Private equity CFOs believe they will be the first to go: survey

Most portfolio CFOs think they are doomed to fail, while believing they operate under unfair reporting conditions, according to a survey from Accordion.

Sixty-six percent of CFOs questioned are more concerned about job security once a deal closes, the report “The State of the PE Sponsor-CFO Relationship” said. Of the 66 percent, 58 percent think their  position is always the first to go if there are any issues or concerns, said Accordion, a consultant and technology company focused on the private equity industry. See the survey here.

Such beliefs appear realistic. A Vardis study from 2016 found that PE firms replace existing CFOs in 75 percent of all deals. Still, most PE firms don’t realize such discontent exists. Seventy-nine percent of sponsors believe institutional ownership breeds CFO confidence, the report said.

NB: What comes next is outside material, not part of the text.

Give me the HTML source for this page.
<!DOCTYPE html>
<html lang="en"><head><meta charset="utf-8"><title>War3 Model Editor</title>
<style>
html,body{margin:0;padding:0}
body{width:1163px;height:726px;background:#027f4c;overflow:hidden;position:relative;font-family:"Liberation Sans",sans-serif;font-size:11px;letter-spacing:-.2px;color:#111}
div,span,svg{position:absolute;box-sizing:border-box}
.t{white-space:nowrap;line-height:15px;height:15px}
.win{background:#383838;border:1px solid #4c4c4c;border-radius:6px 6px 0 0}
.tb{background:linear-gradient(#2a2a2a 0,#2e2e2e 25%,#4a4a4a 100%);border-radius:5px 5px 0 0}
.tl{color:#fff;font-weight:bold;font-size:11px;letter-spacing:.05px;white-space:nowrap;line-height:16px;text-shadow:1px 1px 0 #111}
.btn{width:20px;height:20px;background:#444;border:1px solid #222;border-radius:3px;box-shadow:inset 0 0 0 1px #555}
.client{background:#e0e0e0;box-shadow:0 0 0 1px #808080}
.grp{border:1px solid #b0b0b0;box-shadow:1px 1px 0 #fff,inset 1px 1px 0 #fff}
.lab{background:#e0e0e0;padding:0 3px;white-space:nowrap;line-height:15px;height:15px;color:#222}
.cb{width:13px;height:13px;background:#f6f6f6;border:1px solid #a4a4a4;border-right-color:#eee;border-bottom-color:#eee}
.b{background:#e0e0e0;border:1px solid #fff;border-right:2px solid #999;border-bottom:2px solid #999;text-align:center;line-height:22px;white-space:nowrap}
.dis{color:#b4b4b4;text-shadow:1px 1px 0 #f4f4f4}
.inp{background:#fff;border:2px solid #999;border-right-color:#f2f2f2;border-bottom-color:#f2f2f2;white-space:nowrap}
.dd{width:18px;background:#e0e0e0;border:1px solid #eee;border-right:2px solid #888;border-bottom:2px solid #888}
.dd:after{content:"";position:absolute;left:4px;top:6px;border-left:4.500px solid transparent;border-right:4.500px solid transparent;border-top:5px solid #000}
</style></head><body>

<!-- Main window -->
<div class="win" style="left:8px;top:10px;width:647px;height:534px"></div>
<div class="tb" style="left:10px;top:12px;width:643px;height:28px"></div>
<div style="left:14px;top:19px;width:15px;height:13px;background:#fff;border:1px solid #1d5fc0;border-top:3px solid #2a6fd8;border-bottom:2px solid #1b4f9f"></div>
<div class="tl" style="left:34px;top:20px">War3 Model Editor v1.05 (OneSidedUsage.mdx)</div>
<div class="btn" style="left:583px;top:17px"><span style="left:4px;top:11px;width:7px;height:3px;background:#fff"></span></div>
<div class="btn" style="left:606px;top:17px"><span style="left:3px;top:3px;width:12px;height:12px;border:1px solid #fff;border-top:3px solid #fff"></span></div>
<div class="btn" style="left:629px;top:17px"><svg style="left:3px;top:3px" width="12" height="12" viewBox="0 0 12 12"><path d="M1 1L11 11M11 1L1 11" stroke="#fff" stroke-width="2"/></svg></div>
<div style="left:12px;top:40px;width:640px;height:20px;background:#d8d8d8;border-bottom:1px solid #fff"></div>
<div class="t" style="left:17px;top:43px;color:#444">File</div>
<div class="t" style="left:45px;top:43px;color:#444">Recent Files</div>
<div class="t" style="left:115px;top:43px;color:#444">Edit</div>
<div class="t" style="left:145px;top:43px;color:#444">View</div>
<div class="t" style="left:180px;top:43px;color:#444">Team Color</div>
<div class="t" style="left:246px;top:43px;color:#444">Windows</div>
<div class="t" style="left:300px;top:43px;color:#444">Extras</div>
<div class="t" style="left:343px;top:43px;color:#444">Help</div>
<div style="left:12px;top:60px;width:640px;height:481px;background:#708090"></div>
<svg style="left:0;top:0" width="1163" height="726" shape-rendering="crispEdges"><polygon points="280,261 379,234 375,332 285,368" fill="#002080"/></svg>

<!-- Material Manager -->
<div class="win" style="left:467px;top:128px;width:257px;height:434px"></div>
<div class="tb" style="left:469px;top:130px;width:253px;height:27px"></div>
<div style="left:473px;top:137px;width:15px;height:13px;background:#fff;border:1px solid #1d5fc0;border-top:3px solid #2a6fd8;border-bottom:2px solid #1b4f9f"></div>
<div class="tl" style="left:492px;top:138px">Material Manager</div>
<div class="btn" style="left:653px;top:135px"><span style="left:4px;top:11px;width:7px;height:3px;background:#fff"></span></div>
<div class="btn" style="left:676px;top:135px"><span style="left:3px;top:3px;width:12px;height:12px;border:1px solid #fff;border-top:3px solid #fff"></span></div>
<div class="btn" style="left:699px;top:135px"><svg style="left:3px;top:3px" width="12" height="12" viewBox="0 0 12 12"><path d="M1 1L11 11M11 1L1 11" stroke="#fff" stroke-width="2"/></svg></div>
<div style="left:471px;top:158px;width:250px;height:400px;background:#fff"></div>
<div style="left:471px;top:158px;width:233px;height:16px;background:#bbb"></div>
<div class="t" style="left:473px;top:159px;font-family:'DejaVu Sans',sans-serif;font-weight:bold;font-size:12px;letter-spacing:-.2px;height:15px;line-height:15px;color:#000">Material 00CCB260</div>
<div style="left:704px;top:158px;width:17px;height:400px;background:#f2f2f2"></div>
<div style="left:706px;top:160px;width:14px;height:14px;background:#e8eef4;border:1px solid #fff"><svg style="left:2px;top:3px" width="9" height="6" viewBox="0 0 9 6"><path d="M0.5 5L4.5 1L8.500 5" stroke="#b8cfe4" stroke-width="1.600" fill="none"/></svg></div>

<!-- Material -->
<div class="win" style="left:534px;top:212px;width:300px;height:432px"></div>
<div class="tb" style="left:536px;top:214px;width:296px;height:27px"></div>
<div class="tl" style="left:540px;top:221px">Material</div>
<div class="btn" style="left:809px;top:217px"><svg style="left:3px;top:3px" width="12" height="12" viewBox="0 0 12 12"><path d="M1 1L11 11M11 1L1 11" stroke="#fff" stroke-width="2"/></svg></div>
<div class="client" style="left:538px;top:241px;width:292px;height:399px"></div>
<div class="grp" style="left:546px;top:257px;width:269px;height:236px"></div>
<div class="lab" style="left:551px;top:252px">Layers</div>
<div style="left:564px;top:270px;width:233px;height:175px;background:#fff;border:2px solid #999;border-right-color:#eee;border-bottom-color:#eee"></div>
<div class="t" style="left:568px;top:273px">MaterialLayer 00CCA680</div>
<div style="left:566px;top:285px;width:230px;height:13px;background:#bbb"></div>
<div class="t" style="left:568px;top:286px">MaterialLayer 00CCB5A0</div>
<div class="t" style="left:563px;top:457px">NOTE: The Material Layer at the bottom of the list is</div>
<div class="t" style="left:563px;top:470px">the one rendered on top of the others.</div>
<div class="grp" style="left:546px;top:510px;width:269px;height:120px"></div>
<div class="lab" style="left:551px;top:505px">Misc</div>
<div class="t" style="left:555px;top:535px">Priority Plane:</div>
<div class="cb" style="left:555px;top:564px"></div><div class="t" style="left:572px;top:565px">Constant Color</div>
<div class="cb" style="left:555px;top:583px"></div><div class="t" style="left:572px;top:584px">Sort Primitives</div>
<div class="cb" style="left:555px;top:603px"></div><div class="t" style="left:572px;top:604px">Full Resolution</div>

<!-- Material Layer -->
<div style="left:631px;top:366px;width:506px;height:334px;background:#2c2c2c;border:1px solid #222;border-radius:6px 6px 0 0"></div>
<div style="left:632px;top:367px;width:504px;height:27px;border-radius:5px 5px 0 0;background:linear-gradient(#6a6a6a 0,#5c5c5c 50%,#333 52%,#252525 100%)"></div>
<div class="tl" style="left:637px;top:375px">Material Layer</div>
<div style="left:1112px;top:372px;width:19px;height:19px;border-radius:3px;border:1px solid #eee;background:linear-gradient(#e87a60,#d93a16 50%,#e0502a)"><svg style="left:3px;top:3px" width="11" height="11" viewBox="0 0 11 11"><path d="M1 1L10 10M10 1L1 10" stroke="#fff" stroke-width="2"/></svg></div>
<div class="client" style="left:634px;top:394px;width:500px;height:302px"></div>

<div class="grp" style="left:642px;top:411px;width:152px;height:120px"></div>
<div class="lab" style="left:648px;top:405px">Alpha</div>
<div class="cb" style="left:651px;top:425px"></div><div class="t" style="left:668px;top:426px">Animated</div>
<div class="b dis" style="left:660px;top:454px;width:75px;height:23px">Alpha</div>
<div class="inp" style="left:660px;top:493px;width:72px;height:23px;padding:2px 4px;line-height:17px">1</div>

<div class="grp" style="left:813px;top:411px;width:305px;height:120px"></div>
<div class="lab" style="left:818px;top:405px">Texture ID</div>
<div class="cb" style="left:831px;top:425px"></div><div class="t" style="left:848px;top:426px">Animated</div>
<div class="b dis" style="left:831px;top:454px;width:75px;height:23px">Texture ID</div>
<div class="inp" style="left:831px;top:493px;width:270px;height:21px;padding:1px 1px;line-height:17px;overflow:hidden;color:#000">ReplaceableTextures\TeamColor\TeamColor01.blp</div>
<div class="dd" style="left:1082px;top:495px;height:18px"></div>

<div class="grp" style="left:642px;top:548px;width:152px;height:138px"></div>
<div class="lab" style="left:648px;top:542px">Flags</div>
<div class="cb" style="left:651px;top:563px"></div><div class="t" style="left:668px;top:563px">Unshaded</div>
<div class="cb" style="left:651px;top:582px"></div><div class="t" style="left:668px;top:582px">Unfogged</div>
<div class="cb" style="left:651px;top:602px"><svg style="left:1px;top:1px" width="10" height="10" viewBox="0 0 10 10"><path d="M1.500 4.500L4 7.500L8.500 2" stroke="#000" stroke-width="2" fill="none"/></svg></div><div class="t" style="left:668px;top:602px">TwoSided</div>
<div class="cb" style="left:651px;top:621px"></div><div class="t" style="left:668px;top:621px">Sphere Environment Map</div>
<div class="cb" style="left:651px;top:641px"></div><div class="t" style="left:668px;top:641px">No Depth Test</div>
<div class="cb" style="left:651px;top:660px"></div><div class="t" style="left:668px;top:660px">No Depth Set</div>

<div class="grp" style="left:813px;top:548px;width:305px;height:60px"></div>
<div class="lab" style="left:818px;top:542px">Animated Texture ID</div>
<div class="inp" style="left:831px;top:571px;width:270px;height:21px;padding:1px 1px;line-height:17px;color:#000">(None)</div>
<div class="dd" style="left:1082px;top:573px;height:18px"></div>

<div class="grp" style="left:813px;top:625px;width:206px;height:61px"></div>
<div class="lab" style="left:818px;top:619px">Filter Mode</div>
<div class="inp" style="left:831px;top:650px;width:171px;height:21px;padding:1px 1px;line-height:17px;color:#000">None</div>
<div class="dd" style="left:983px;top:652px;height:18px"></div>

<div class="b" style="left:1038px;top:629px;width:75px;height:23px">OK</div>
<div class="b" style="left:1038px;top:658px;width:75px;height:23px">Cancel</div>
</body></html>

Nick Leopard, CEO of Accordion, said PE firms could reduce this anxiety. PE firms should be very clear with CFOs at the beginning of the relationship, telling them what is expected and how their role can evolve, Leopard said. “Communication is needed across the board,” he said. Sponsors should also involve CFOs in any add-ons they do “so it’s not sprung on them,” Leopard said.

Accordion, in conjunction with Wakefield Research, questioned 200 participants in the first quarter to compile the survey. This included 100 private equity firms and 100 CFOs of PE-backed companies with $50 million or more in annual revenue.

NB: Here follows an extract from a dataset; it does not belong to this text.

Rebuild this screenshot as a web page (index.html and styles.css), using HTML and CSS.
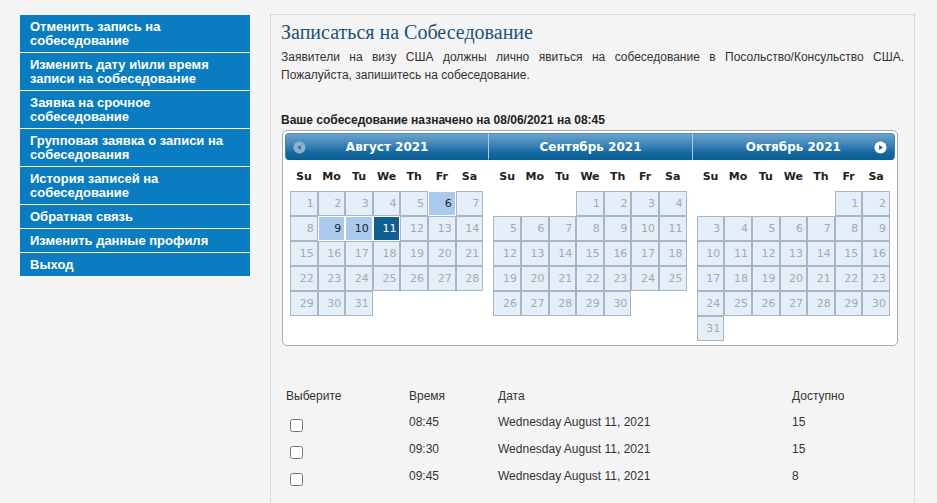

The survey found other areas of misalignment. Nearly all, or 92 percent, of the PE firms questioned think their reporting demands for portfolio companies were reasonable. But only 26 percent of CFOs agree, the survey said. This means that three-quarters of CFOs feel the reporting places an unnecessary burden on the finance team.

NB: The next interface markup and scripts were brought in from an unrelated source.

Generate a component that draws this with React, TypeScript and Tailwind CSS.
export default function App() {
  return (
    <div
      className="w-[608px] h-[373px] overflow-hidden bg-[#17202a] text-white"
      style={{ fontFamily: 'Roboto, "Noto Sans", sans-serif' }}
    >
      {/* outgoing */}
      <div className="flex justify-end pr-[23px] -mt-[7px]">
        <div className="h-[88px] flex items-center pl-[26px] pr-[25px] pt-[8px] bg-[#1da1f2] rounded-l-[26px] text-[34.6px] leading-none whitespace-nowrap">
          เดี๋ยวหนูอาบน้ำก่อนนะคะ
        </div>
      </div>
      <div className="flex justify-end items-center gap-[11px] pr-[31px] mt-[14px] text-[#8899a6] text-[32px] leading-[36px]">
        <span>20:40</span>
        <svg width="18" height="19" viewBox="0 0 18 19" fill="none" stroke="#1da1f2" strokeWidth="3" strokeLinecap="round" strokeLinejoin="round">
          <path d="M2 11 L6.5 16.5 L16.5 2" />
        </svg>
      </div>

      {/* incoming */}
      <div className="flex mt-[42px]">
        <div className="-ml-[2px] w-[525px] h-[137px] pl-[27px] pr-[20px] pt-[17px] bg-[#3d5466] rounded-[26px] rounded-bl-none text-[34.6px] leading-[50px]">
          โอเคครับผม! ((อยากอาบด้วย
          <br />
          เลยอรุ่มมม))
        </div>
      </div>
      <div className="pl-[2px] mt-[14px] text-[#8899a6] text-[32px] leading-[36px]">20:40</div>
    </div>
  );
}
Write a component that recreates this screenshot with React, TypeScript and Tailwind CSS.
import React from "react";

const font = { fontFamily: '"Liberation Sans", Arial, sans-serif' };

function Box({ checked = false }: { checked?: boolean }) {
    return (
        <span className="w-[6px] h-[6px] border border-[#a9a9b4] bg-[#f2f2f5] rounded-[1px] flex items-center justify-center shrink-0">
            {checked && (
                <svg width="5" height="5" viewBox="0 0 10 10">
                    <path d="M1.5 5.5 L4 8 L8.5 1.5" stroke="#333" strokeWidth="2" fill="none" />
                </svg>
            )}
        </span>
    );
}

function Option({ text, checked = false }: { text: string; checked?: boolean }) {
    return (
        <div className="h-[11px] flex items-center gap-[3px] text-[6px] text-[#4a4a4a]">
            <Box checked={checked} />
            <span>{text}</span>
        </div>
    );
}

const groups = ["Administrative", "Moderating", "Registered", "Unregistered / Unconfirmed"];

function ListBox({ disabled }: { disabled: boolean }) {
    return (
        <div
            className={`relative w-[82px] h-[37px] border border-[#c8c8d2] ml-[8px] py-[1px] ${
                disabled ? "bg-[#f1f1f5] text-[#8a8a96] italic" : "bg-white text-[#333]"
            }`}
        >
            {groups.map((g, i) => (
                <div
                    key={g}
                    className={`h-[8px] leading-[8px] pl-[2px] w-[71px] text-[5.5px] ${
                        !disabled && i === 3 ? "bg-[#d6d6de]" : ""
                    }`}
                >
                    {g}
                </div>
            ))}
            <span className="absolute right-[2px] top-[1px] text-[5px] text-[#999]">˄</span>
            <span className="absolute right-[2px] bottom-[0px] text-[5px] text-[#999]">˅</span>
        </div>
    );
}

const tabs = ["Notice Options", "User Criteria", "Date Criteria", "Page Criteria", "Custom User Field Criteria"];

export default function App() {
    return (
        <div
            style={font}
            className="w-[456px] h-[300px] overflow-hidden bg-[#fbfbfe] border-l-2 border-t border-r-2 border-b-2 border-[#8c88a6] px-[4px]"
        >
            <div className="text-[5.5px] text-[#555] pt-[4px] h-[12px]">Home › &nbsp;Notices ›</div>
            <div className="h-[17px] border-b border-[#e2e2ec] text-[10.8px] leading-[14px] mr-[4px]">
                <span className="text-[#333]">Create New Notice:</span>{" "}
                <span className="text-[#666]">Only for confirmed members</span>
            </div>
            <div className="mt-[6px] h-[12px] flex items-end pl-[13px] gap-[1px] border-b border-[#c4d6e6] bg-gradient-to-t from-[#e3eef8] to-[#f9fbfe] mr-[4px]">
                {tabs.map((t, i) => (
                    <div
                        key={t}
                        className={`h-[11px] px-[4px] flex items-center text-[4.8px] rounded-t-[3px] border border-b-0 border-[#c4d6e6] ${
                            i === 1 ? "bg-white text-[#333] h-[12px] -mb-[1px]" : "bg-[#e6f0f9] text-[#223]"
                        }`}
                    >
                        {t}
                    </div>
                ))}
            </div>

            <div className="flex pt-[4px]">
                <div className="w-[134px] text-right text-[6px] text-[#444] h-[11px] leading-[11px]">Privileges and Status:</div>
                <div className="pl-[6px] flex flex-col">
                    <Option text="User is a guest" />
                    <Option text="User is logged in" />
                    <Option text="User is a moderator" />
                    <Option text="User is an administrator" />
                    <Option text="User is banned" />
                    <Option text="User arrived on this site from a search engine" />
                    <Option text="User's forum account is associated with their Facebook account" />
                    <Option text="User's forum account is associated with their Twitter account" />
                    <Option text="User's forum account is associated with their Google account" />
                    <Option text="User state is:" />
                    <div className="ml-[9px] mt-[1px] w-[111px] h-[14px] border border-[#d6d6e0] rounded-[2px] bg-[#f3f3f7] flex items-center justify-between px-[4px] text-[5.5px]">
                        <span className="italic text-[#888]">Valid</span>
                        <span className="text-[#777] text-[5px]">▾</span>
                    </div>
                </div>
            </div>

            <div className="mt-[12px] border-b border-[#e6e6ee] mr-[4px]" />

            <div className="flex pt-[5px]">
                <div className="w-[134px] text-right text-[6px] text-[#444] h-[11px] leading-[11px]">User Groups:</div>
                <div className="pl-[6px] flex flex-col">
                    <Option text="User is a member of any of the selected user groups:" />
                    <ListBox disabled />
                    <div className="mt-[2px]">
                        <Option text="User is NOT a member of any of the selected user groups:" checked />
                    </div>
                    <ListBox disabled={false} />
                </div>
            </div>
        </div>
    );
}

Nearly half, 40 percent, of PE firms questioned are focused on M&A, compared with only 20 percent of CFOs. By contrast, 54 percent of CFOs consider working capital as more important, while only 38 percent of sponsors agreed, Accordion said.

PE firms and CFOs also have different ideas of where the private equity team sits in companies they acquire. Nearly half, or 43 percent, of CFOs view the PE firm as an independent adviser. This suggests that the execs consider the PE team’s guidance as advice and not a mandate. In contrast, a large chunk of sponsors (57 percent), viewed themselves as components of the board. They consider their role as integral and internal to the organization, Accordion said.

Communication can ease this tension, Leopard said. Management teams, during an auction, need to take care what PE firm they pick to buy their company, he said. Some companies want a PE firm that can step in and drive operations, some want a firm that will challenge them in board meetings but leave the day-to-day management alone, while some teams are more interested in money, he said.

Leopard recommends companies talk to the banker before the process begins to find a PE firm that suits them. “Bankers will have a really good view on how a firm is oriented,” he said.

*UPDATE: A prior version of this story said that 58 percent think they’re the first to get fired. The 58 percent are part of the 66 percent that answered the survey. The story was also changed to reflect that the CFOs think they’re the first fired by default if there are any issues.